# "From Morning To Evening"



## Slip (Jul 25, 2006)

My wife named this one "From Morning To Evening" due to wood going from light to dark. Tortuga normally gives me the names, but thought her name fit on this one this time. This vessel is Walnut and the shape came out spot-on from what I wanted when I started. Heavy gloss lacquer finish that came-out great also. 

This vessel has some spalting on the lighter wood and the light wood was really soft till I got it down to this diameter. Haven't measured, but is about 10" in diameter and I believe around 14" tall. Hollowed to 1/4" thickness throughout and the inside came out very smooth also.

This is my first project in a while and makes me ready to turn something else soon. The sawdust got to me on this one bad enough that I ordered a Trend Airshield Pro, so hopefully this will be easy to use and stop having to blow so much sawdust out of my nose and lungs from now on. It is supposed to be delivered here Friday.
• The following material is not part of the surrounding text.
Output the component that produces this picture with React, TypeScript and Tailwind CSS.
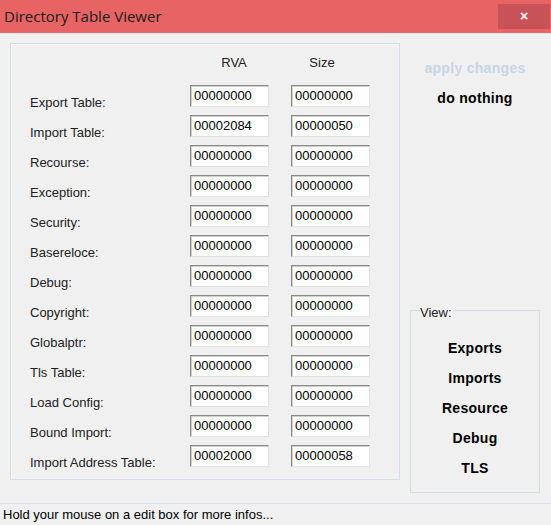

Anyway, I really like this vase and just coudn't do it justice with my photos, but really looks better than the photos look. Enjoy.


----------



## bill (May 21, 2004)

Beautiful 

Just a wonderful finish!


----------



## mr bill (Apr 1, 2006)

Now that's wood turning, Mister... Great job. nice shape, nice finish.


----------



## Slip (Jul 25, 2006)

Thanks all! Even though I had this wood for a couple of years, sitting and waiting, I ran across a worm that was still alive in it while hollowing. He didn't make it though, haha. I filled all the holes with CA glue to fill holes and make smooth as well as a few cracks in the wood around the opening and the knots whick had some voids.


----------



## Flat Fish (Jun 18, 2005)

That is beautiful!


----------



## Tortuga (May 21, 2004)

Man...that's a beauty, Dale.. 1/4" is cutting it mighty thin...LOL

Think I'll turn the naming over to yore bride.. Great name....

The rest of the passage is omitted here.